Directions: Reproduce the listing below without changes, except that pictures are left out.

Data section:
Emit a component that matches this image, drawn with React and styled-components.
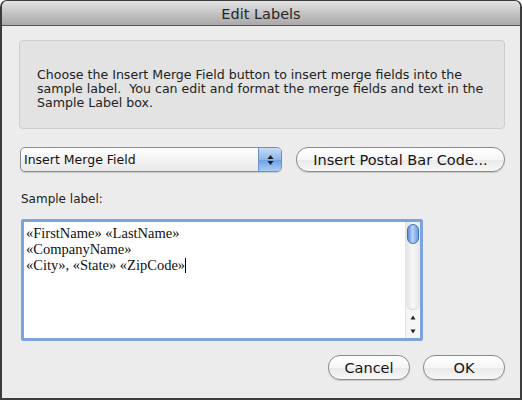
import React from 'react'
import styled, {createGlobalStyle} from 'styled-components'

const GlobalStyle = createGlobalStyle`
  html, body {
    margin: 0;
    padding: 0;
    background: #ffffff;
  }
  body {
    font-family: "DejaVu Sans", "Liberation Sans", sans-serif;
  }
`

const App = () => {
    return (
        <>
        <GlobalStyle/>
        <Window>
            <TitleBar>Edit Labels</TitleBar>
            <Body>
                <InfoBox>
                    Choose the Insert Merge Field button to insert merge fields into the<br/>
                    sample label.&nbsp; You can edit and format the merge fields and text in the<br/>
                    Sample Label box.
                </InfoBox>

                <ControlRow>
                    <Select>
                        <SelectLabel>Insert Merge Field</SelectLabel>
                        <SelectArrows>
                            <svg width="7" height="12" viewBox="0 0 7 12">
                                <path d="M3.5 1 L6.5 5 L0.5 5 Z" fill="#1a1a1a"/>
                                <path d="M3.5 11 L6.5 7 L0.5 7 Z" fill="#1a1a1a"/>
                            </svg>
                        </SelectArrows>
                    </Select>
                    <PillButton width="209px">Insert Postal Bar Code...</PillButton>
                </ControlRow>

                <FieldLabel>Sample label:</FieldLabel>

                <TextBox>
                    <TextLines>
                        <div>«FirstName» «LastName»</div>
                        <div>«CompanyName»</div>
                        <div>«City», «State» «ZipCode»<Caret/></div>
                    </TextLines>
                    <ScrollBar>
                        <Track>
                            <Thumb/>
                        </Track>
                        <ScrollArrow>
                            <svg width="6" height="5" viewBox="0 0 6 5"><path d="M3 0.5 L5.5 4.5 L0.5 4.5 Z" fill="#222"/></svg>
                        </ScrollArrow>
                        <ScrollArrow>
                            <svg width="6" height="5" viewBox="0 0 6 5"><path d="M3 4.5 L5.5 0.5 L0.5 0.5 Z" fill="#222"/></svg>
                        </ScrollArrow>
                    </ScrollBar>
                </TextBox>

                <ButtonRow>
                    <PillButton width="82px">Cancel</PillButton>
                    <PillButton width="82px">OK</PillButton>
                </ButtonRow>
            </Body>
        </Window>
        </>
    )
}

const Window = styled.div`
  width: 522px;
  height: 400px;
  box-sizing: border-box;
  border: 2px solid #3c3c3c;
  border-top-width: 1px;
  border-radius: 7px 7px 0 0;
  background: #ececec;
  overflow: hidden;
  display: flex;
  flex-direction: column;
`

const TitleBar = styled.div`
  height: 25px;
  flex-shrink: 0;
  background: linear-gradient(#e4e4e4, #c4c4c4 50%, #a9a9a9);
  border-bottom: 1px solid #555;
  display: flex;
  align-items: center;
  justify-content: center;
  font-size: 14.5px;
  color: #262626;
  padding-top: 1px;
  box-sizing: border-box;
`

const Body = styled.div`
  padding: 14px 15px 0 17px;
  display: flex;
  flex-direction: column;
`

const InfoBox = styled.div`
  height: 89px;
  box-sizing: border-box;
  background: #e3e3e3;
  border: 1px solid #cdcdcd;
  border-radius: 4px;
  padding: 27px 10px 0 17px;
  font-size: 12.6px;
  line-height: 14px;
  color: #222;
  white-space: nowrap;
`

const ControlRow = styled.div`
  display: flex;
  align-items: center;
  gap: 14px;
  margin-top: 18px;
  padding-left: 1px;
`

const Select = styled.div`
  width: 262px;
  height: 25px;
  box-sizing: border-box;
  border: 1px solid #8d8d8d;
  border-radius: 5px;
  background: linear-gradient(#ffffff, #f3f3f3 50%, #e8e8e8);
  box-shadow: 0 1px 1px rgba(0,0,0,0.15);
  display: flex;
  overflow: hidden;
`

const SelectLabel = styled.div`
  flex: 1;
  display: flex;
  align-items: center;
  padding-left: 3px;
  font-size: 12.5px;
  color: #111;
`

const SelectArrows = styled.div`
  width: 22px;
  display: flex;
  align-items: center;
  justify-content: center;
  border-left: 1px solid #6c8fc4;
  background: linear-gradient(#c6dcf6, #8fb5ea 50%, #6b9ee3 51%, #a9cbf5);
`

const PillButton = styled.div`
  width: ${props => props.width};
  height: 25px;
  box-sizing: border-box;
  border: 1px solid #8a8a8a;
  border-radius: 12px;
  background: linear-gradient(#ffffff, #f6f6f6 50%, #e9e9e9 51%, #f7f7f7);
  box-shadow: 0 1px 1px rgba(0,0,0,0.15);
  display: flex;
  align-items: center;
  justify-content: center;
  font-size: 14.5px;
  color: #151515;
`

const FieldLabel = styled.div`
  margin-top: 20px;
  padding-left: 2px;
  font-size: 12px;
  color: #222;
`

const TextBox = styled.div`
  margin-top: 13px;
  margin-left: 2px;
  width: 402px;
  height: 122px;
  box-sizing: border-box;
  border: 3px solid #7ba3dc;
  border-radius: 2px;
  background: #ffffff;
  display: flex;
`

const TextLines = styled.div`
  flex: 1;
  padding: 3px 0 0 2px;
  font-family: "Liberation Serif", serif;
  font-size: 14.5px;
  line-height: 16px;
  color: #111;
`

const Caret = styled.span`
  display: inline-block;
  width: 1px;
  height: 15px;
  background: #000;
  vertical-align: -3px;
`

const ScrollBar = styled.div`
  width: 14px;
  display: flex;
  flex-direction: column;
  background: #f5f5f5;
  border-left: 1px solid #e3e3e3;
`

const Track = styled.div`
  flex: 1;
  padding: 2px 1px 0;
  border-bottom: 1px solid #d6d6d6;
  border-radius: 0 0 7px 7px;
  background: linear-gradient(90deg, #e4e4e4, #f8f8f8 50%, #e6e6e6);
`

const Thumb = styled.div`
  height: 18px;
  border-radius: 6px;
  border: 1px solid #3f6fb6;
  background: linear-gradient(90deg, #5c8fdb, #b8d3f7 45%, #6d9de3);
`

const ScrollArrow = styled.div`
  height: 14px;
  display: flex;
  align-items: center;
  justify-content: center;
  background: #f5f5f5;
`

const ButtonRow = styled.div`
  display: flex;
  justify-content: flex-end;
  gap: 13px;
  margin-top: 14px;
`

export default App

Finished task:
Emit a component that matches this image, drawn with React and styled-components.
import React from 'react'
import styled, {createGlobalStyle} from 'styled-components'

const GlobalStyle = createGlobalStyle`
  html, body {
    margin: 0;
    padding: 0;
    background: #ffffff;
  }
  body {
    font-family: "DejaVu Sans", "Liberation Sans", sans-serif;
  }
`

const App = () => {
    return (
        <>
        <GlobalStyle/>
        <Window>
            <TitleBar>Edit Labels</TitleBar>
            <Body>
                <InfoBox>
                    Choose the Insert Merge Field button to insert merge fields into the<br/>
                    sample label.&nbsp; You can edit and format the merge fields and text in the<br/>
                    Sample Label box.
                </InfoBox>

                <ControlRow>
                    <Select>
                        <SelectLabel>Insert Merge Field</SelectLabel>
                        <SelectArrows>
                            <svg width="7" height="12" viewBox="0 0 7 12">
                                <path d="M3.5 1 L6.5 5 L0.5 5 Z" fill="#1a1a1a"/>
                                <path d="M3.5 11 L6.5 7 L0.5 7 Z" fill="#1a1a1a"/>
                            </svg>
                        </SelectArrows>
                    </Select>
                    <PillButton width="209px">Insert Postal Bar Code...</PillButton>
                </ControlRow>

                <FieldLabel>Sample label:</FieldLabel>

                <TextBox>
                    <TextLines>
                        <div>«FirstName» «LastName»</div>
                        <div>«CompanyName»</div>
                        <div>«City», «State» «ZipCode»<Caret/></div>
                    </TextLines>
                    <ScrollBar>
                        <Track>
                            <Thumb/>
                        </Track>
                        <ScrollArrow>
                            <svg width="6" height="5" viewBox="0 0 6 5"><path d="M3 0.5 L5.5 4.5 L0.5 4.5 Z" fill="#222"/></svg>
                        </ScrollArrow>
                        <ScrollArrow>
                            <svg width="6" height="5" viewBox="0 0 6 5"><path d="M3 4.5 L5.5 0.5 L0.5 0.5 Z" fill="#222"/></svg>
                        </ScrollArrow>
                    </ScrollBar>
                </TextBox>

                <ButtonRow>
                    <PillButton width="82px">Cancel</PillButton>
                    <PillButton width="82px">OK</PillButton>
                </ButtonRow>
            </Body>
        </Window>
        </>
    )
}

const Window = styled.div`
  width: 522px;
  height: 400px;
  box-sizing: border-box;
  border: 2px solid #3c3c3c;
  border-top-width: 1px;
  border-radius: 7px 7px 0 0;
  background: #ececec;
  overflow: hidden;
  display: flex;
  flex-direction: column;
`

const TitleBar = styled.div`
  height: 25px;
  flex-shrink: 0;
  background: linear-gradient(#e4e4e4, #c4c4c4 50%, #a9a9a9);
  border-bottom: 1px solid #555;
  display: flex;
  align-items: center;
  justify-content: center;
  font-size: 14.5px;
  color: #262626;
  padding-top: 1px;
  box-sizing: border-box;
`

const Body = styled.div`
  padding: 14px 15px 0 17px;
  display: flex;
  flex-direction: column;
`

const InfoBox = styled.div`
  height: 89px;
  box-sizing: border-box;
  background: #e3e3e3;
  border: 1px solid #cdcdcd;
  border-radius: 4px;
  padding: 27px 10px 0 17px;
  font-size: 12.6px;
  line-height: 14px;
  color: #222;
  white-space: nowrap;
`

const ControlRow = styled.div`
  display: flex;
  align-items: center;
  gap: 14px;
  margin-top: 18px;
  padding-left: 1px;
`

const Select = styled.div`
  width: 262px;
  height: 25px;
  box-sizing: border-box;
  border: 1px solid #8d8d8d;
  border-radius: 5px;
  background: linear-gradient(#ffffff, #f3f3f3 50%, #e8e8e8);
  box-shadow: 0 1px 1px rgba(0,0,0,0.15);
  display: flex;
  overflow: hidden;
`

const SelectLabel = styled.div`
  flex: 1;
  display: flex;
  align-items: center;
  padding-left: 3px;
  font-size: 12.5px;
  color: #111;
`

const SelectArrows = styled.div`
  width: 22px;
  display: flex;
  align-items: center;
  justify-content: center;
  border-left: 1px solid #6c8fc4;
  background: linear-gradient(#c6dcf6, #8fb5ea 50%, #6b9ee3 51%, #a9cbf5);
`

const PillButton = styled.div`
  width: ${props => props.width};
  height: 25px;
  box-sizing: border-box;
  border: 1px solid #8a8a8a;
  border-radius: 12px;
  background: linear-gradient(#ffffff, #f6f6f6 50%, #e9e9e9 51%, #f7f7f7);
  box-shadow: 0 1px 1px rgba(0,0,0,0.15);
  display: flex;
  align-items: center;
  justify-content: center;
  font-size: 14.5px;
  color: #151515;
`

const FieldLabel = styled.div`
  margin-top: 20px;
  padding-left: 2px;
  font-size: 12px;
  color: #222;
`

const TextBox = styled.div`
  margin-top: 13px;
  margin-left: 2px;
  width: 402px;
  height: 122px;
  box-sizing: border-box;
  border: 3px solid #7ba3dc;
  border-radius: 2px;
  background: #ffffff;
  display: flex;
`

const TextLines = styled.div`
  flex: 1;
  padding: 3px 0 0 2px;
  font-family: "Liberation Serif", serif;
  font-size: 14.5px;
  line-height: 16px;
  color: #111;
`

const Caret = styled.span`
  display: inline-block;
  width: 1px;
  height: 15px;
  background: #000;
  vertical-align: -3px;
`

const ScrollBar = styled.div`
  width: 14px;
  display: flex;
  flex-direction: column;
  background: #f5f5f5;
  border-left: 1px solid #e3e3e3;
`

const Track = styled.div`
  flex: 1;
  padding: 2px 1px 0;
  border-bottom: 1px solid #d6d6d6;
  border-radius: 0 0 7px 7px;
  background: linear-gradient(90deg, #e4e4e4, #f8f8f8 50%, #e6e6e6);
`

const Thumb = styled.div`
  height: 18px;
  border-radius: 6px;
  border: 1px solid #3f6fb6;
  background: linear-gradient(90deg, #5c8fdb, #b8d3f7 45%, #6d9de3);
`

const ScrollArrow = styled.div`
  height: 14px;
  display: flex;
  align-items: center;
  justify-content: center;
  background: #f5f5f5;
`

const ButtonRow = styled.div`
  display: flex;
  justify-content: flex-end;
  gap: 13px;
  margin-top: 14px;
`

export default App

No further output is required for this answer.